Question

For each lipid derivative below, draw a representative molecule. State what lipid type they belong to and describe what their functions is
a) Cerebroside
b) Phosphatidylethanolamine

Answer 1

a) Cerebroside

Cerebrosides is the common name for a group of glycosphingolipids called monoglycosylceramides which are important components in animal muscle and nerve cell membranes. They consist of a ceramide with a single sugar residue at the 1-hydroxyl moiety. The sugar residue can be either glucose or galactose; the two major types are therefore called glucocerebrosides (also known as glucosylceramides) and galactocerebrosides (also known as galactosylceramides). Galactocerebrosides are typically found in neural tissue, while glucocerebrosides are found in other tissues.

b) Phosphatidylethanolamines are a class of phospholipids found in biological membranes.They are synthesized by the addition of cytidine diphosphate-ethanolamine to diglycerides, releasing cytidine monophosphate. S-Adenosyl methioninecan subsequently methylate the amine of phosphatidylethanolamines to yield phosphatidylcholines. It can mainly be found in the inner (cytoplasmic) leaflet of the lipid bilayer.

Function of PE

1. In cell: Phosphatidylethanolamines are found in all living cells, composing 25% of all phospholipids. In human physiology, they are found particularly in nervous tissue such as the white matter of brain, nerves, neural tissue, and in spinal cord, where they make up 45% of all phospholipids. Phosphatidylethanolamines play a role in membrane fusion and in disassembly of the contractile ring during cytokinesis in cell division.Additionally, it is thought that phosphatidylethanolamine regulates membrane curvature. Phosphatidylethanolamine is an important precursor, substrate, or donor in several biological pathways. As a polar head group, phosphatidylethanolamine creates a more viscous lipid membrane compared to phosphatidylcholine. For example, the melting temperature of di-oleoyl-phosphatidylethanolamine is -16 °C while the melting temperature of di-oleoyl-phosphatidylcholine is -20 °C. If the lipids had two palmitoyl chains, phosphatidylethanolamine would melt at 63°C while phosphatidylcholine would melt already at 41 °C. Lower melting temperatures correspond, in a simplistic view, to more fluid membranes.

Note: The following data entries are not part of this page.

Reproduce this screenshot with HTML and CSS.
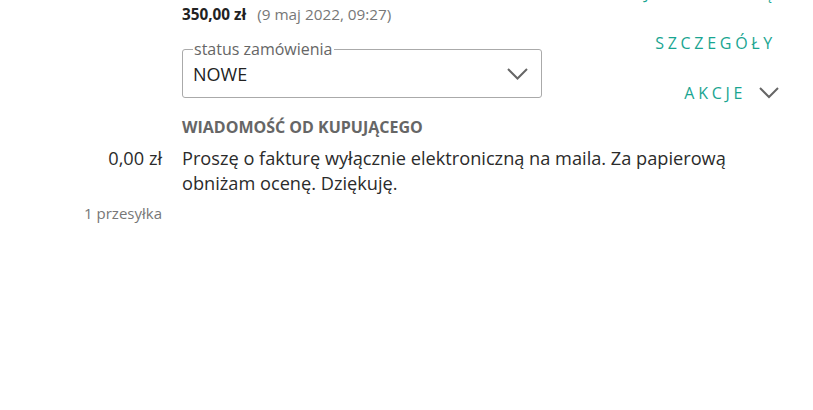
FILE: index.html
```html
<!DOCTYPE html>
<html lang="pl">
<head>
<meta charset="utf-8">
<title>Zamówienie</title>
<link rel="stylesheet" href="styles.css">
</head>
<body>
<div class="order">
  <div class="main">
    <div class="price-line"><span class="price">350,00 zł</span><span class="date">(9 maj 2022, 09:27)</span></div>
    <fieldset class="status">
      <legend class="status-label">status zamówienia</legend>
      <div class="status-row">
        <span class="status-value">NOWE</span>
        <svg class="chev" width="21" height="12" viewBox="0 0 21 12"><path d="M1 1 L10.5 10.5 L20 1" fill="none" stroke="#666" stroke-width="2"/></svg>
      </div>
    </fieldset>
    <div class="msg-head">WIADOMOŚĆ OD KUPUJĄCEGO</div>
  </div>
  <div class="actions">
    <a class="link link-plain">DODAJ PRZESYŁKĘ</a>
    <a class="link link-plain">SZCZEGÓŁY</a>
    <a class="link">AKCJE<svg class="chev-link" width="20" height="12" viewBox="0 0 20 12"><path d="M1 1 L10 10 L19 1" fill="none" stroke="#666" stroke-width="2"/></svg></a>
  </div>
  <div class="amount">0,00 zł</div>
  <div class="message">Proszę o fakturę wyłącznie elektroniczną na maila. Za papierową obniżam ocenę. Dziękuję.</div>
  <div class="shipments">1 przesyłka</div>
</div>
</body>
</html>
```
FILE: styles.css
```css
html, body {
  margin: 0;
  padding: 0;
  background: #fff;
}
body {
  font-family: "Open Sans", "Noto Sans", sans-serif;
  color: #2b2b2b;
  overflow: hidden;
}
.order {
  display: grid;
  grid-template-columns: 162px 1fr auto;
  column-gap: 20px;
  width: 779px;
}
.main {
  grid-column: 2;
  grid-row: 1;
  display: flex;
  flex-direction: column;
  align-items: flex-start;
}
.price-line {
  margin-top: 4px;
  line-height: 20px;
  font-size: 15.3px;
}
.price {
  font-weight: 700;
  color: #222;
  margin-right: 11px;
}
.date {
  color: #777;
}
.status {
  margin: 15px 0 0;
  padding: 0 10px 0 10px;
  width: 360px;
  box-sizing: border-box;
  height: 59px;
  border: 1px solid #aaa;
  border-radius: 3px;
  min-width: 0;
}
.status-label {
  padding: 0 1px;
  margin-left: 0;
  font-size: 16px;
  line-height: 20px;
  color: #666;
}
.status-row {
  display: flex;
  align-items: center;
  justify-content: space-between;
  height: 28px;
  margin-top: 1px;
}
.status-value {
  font-size: 18px;
  line-height: 24px;
  color: #222;
}
.chev {
  margin-right: 3px;
  display: block;
}
.msg-head {
  margin-top: 19px;
  margin-bottom: 9px;
  font-size: 16px;
  line-height: 20px;
  font-weight: 700;
  color: #666;
}
.actions {
  grid-column: 3;
  grid-row: 1;
  margin-top: -19px;
  display: flex;
  flex-direction: column;
  align-items: flex-end;
  gap: 26px;
}
.link {
  display: flex;
  align-items: center;
  height: 24px;
  font-size: 16px;
  letter-spacing: 3.7px;
  color: #19a591;
  white-space: nowrap;
}
.link-plain {
  margin-right: 3px;
}
.chev-link {
  margin-left: 13px;
  display: block;
}
.amount {
  grid-column: 1;
  grid-row: 2;
  text-align: right;
  font-size: 18.2px;
  line-height: 25px;
}
.message {
  grid-column: 2 / span 2;
  grid-row: 2;
  font-size: 18.2px;
  line-height: 25px;
}
.shipments {
  grid-column: 1;
  grid-row: 3;
  text-align: right;
  font-size: 15px;
  line-height: 20px;
  margin-top: 7px;
  color: #777;
}
```
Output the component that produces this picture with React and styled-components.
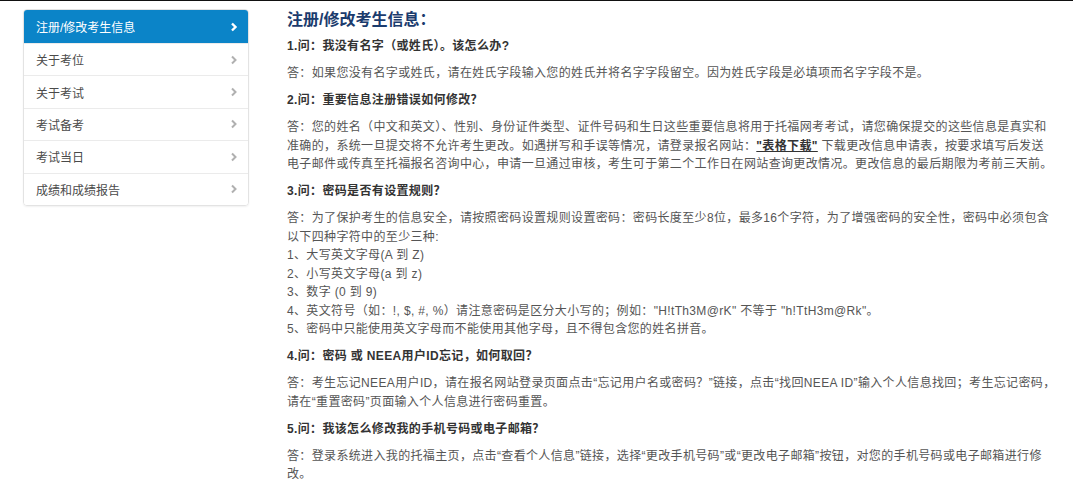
import React from 'react'
import styled, { createGlobalStyle } from 'styled-components'

const GlobalStyle = createGlobalStyle`
  html, body {
    margin: 0;
    padding: 0;
    background: #fff;
  }
  body {
    font-family: "Liberation Sans", "Noto Sans CJK SC", sans-serif;
    font-size: 12px;
    color: #555;
  }
`

const Page = styled.div`
  border-top: 1px solid #111;
  display: flex;
  align-items: flex-start;
  gap: 38px;
  padding: 8px 0 0 23px;
  width: 1073px;
  height: 488px;
  box-sizing: border-box;
  overflow: hidden;
`

const Sidebar = styled.ul`
  list-style: none;
  margin: 0;
  padding: 0;
  width: 226px;
  flex: none;
  border: 1px solid #e3e3e3;
  border-radius: 4px;
  box-shadow: 0 1px 2px rgba(0, 0, 0, 0.06);
  overflow: hidden;
  box-sizing: border-box;
`

const NavItem = styled.li`
  display: flex;
  align-items: center;
  justify-content: space-between;
  height: ${({ active }) => (active ? '33px' : '32.4px')};
  padding: 0 10px 0 12px;
  box-sizing: border-box;
  background: ${({ active }) => (active ? '#0b84c8' : '#fff')};
  color: ${({ active }) => (active ? '#fff' : '#4a4a4a')};
  border-top: ${({ first }) => (first ? 'none' : '1px solid #ebebeb')};
  font-size: 12px;
`

const Chevron = ({ active }) => (
  <svg width="8" height="10" viewBox="0 0 8 10">
    <polyline
      points="2,1.5 5.5,5 2,8.5"
      fill="none"
      stroke={active ? '#fff' : '#b0b0b0'}
      strokeWidth={active ? 2.4 : 2}
    />
  </svg>
)

const Content = styled.div`
  width: 790px;
  flex: none;
  letter-spacing: 0.35px;
`

const Title = styled.h2`
  margin: 0 0 6px;
  font-size: 16px;
  line-height: 22px;
  font-weight: bold;
  color: #1b3b6d;
  letter-spacing: 0;
`

const Question = styled.p`
  margin: 0 0 8.5px;
  line-height: 18.5px;
  font-weight: bold;
  color: #333;
`

const Answer = styled.p`
  margin: 0 0 8.5px;
  line-height: 18.5px;
  color: #555;
  white-space: nowrap;
`

const Link = styled.a`
  color: #333;
  font-weight: bold;
  text-decoration: underline;
`

const navItems = ['注册/修改考生信息', '关于考位', '关于考试', '考试备考', '考试当日', '成绩和成绩报告']

const App = () => (
  <>
    <GlobalStyle />
    <Page>
      <Sidebar>
        {navItems.map((label, i) => (
          <NavItem key={label} active={i === 0} first={i === 0}>
            <span>{label}</span>
            <Chevron active={i === 0} />
          </NavItem>
        ))}
      </Sidebar>
      <Content>
        <Title>注册/修改考生信息：</Title>
        <Question>1.问：我没有名字（或姓氏）。该怎么办?</Question>
        <Answer>答：如果您没有名字或姓氏，请在姓氏字段输入您的姓氏并将名字字段留空。因为姓氏字段是必填项而名字字段不是。</Answer>
        <Question>2.问：重要信息注册错误如何修改？</Question>
        <Answer>
          答：您的姓名（中文和英文）、性别、身份证件类型、证件号码和生日这些重要信息将用于托福网考考试，请您确保提交的这些信息是真实和<br />
          准确的，系统一旦提交将不允许考生更改。如遇拼写和手误等情况，请登录报名网站：<Link>"表格下载"</Link> 下载更改信息申请表，按要求填写后发送<br />
          电子邮件或传真至托福报名咨询中心，申请一旦通过审核，考生可于第二个工作日在网站查询更改情况。更改信息的最后期限为考前三天前。
        </Answer>
        <Question>3.问：密码是否有设置规则？</Question>
        <Answer>
          答：为了保护考生的信息安全，请按照密码设置规则设置密码：密码长度至少8位，最多16个字符，为了增强密码的安全性，密码中必须包含<br />
          以下四种字符中的至少三种:<br />
          1、大写英文字母(A 到 Z)<br />
          2、小写英文字母(a 到 z)<br />
          3、数字 (0 到 9)<br />
          4、英文符号（如：!, $, #, %）请注意密码是区分大小写的；例如："H!tTh3M@rK" 不等于 "h!TtH3m@Rk"。<br />
          5、密码中只能使用英文字母而不能使用其他字母，且不得包含您的姓名拼音。
        </Answer>
        <Question>4.问：密码 或 NEEA用户ID忘记，如何取回？</Question>
        <Answer>
          答：考生忘记NEEA用户ID，请在报名网站登录页面点击“忘记用户名或密码？”链接，点击“找回NEEA ID”输入个人信息找回；考生忘记密码，<br />
          请在“重置密码”页面输入个人信息进行密码重置。
        </Answer>
        <Question>5.问：我该怎么修改我的手机号码或电子邮箱？</Question>
        <Answer>
          答：登录系统进入我的托福主页，点击“查看个人信息”链接，选择“更改手机号码”或“更改电子邮箱”按钮，对您的手机号码或电子邮箱进行修<br />
          改。
        </Answer>
      </Content>
    </Page>
  </>
)

export default App
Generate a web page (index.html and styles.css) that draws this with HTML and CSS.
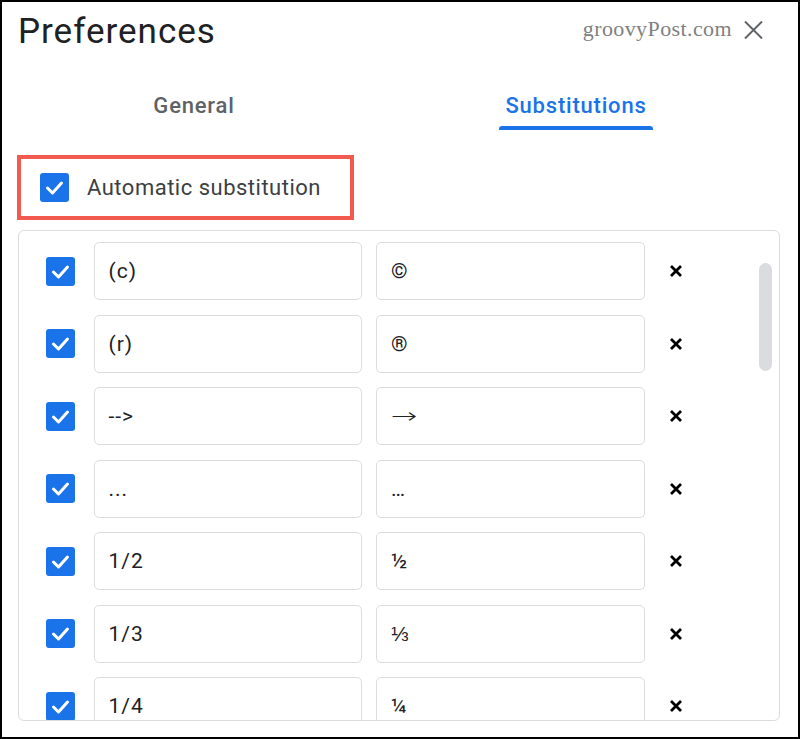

2. In humans, metabolism of phosphatidylethanolamine is thought to be important in the heart. When blood flow to the heart is restricted, the asymmetrical distribution of phosphatidylethanolamine between membrane leaflets is disrupted, and as a result the membrane is disrupted. Additionally, phosphatidylethanolamine plays a role in the secretion of lipoproteins in the liver. This is because vesicles for secretion of very low-density lipoproteins coming off of the Golgi have a significantly higher phosphatidylethanolamine concentration when compared to other vesicles containing very low-density lipoproteins. Phosphatidylethanolamine has also shown to be able to propagate infectious prions without the assistance of any proteins or nucleic acids, which is a unique characteristic of it. Phosphatidylethanolamine is also thought to play a role in blood clotting, as it works with phosphatidylserine to increase the rate of thrombin formation by promoting binding to Factor V and Factor X, two proteins which catalyze the formation of thrombin from prothrombin.

3. In bacteria: Where phosphatidylcholine is the principal phospholipid in animals, phosphatidylethanolamine is the principal one in bacteria. One of the primary roles for phosphatidylethanolamine in bacterial membranes is to spread out the negative charge caused by anionic membrane phospholipids. In the bacterium E. coli, phosphatidylethanolamine play a role in supporting lactose permeases active transport of lactose into the cell, and may play a role in other transport systems as well. Phosphatidylethanolamine plays a role in the assembly of lactose permease and other membrane proteins. It acts as a 'chaperone' to help the membrane proteins correctly fold their tertiary structures so that they can function properly. When phosphatidylethanolamine is not present, the transport proteins have incorrect tertiary structures and do not function correctly.